We proposing some future directions. Firstly, as mentioned before it would be interesting to further study the mathematical connections among the Fuchsian systems dictated by mutual consistencies among the monodromy methods, i.e. to verify or explain them. Secondly, from a practical point of view it would be interesting to explore whether there are problems for which other variants of the monodromy method are better suited. Related to this, it is also worth thinking about whether combining multiple monodromy methods can provide additional mileage in computing conformal blocks, for example by providing independent constraints mimicking the idea of CFT bootstrap.
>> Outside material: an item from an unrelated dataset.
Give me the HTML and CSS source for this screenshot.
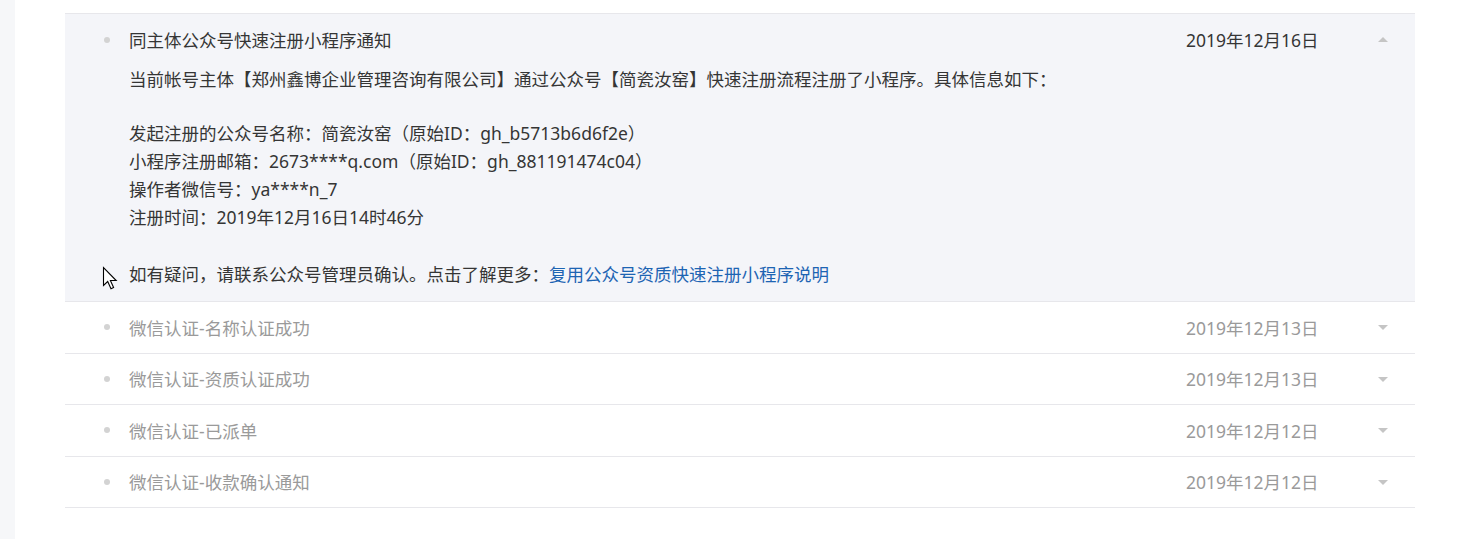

Next, it is curious to study what would happen as we increase the level r of the degenerate operator, until it becomes semi-classical itself and the factorizable ansatz (2) breaks down; how does this breakdown manifest at the level of the connections we discovered among the Fuchsian systems. Last but not least, it would be useful to generalize our calculations and analyses to other types of conformal blocks such as WN conformal blocks29, Neveu-Schwarz superconformal blocks49, superconformal torus blocks50, etc. There are different differential equations and rich algebraic structures that are worth exploring.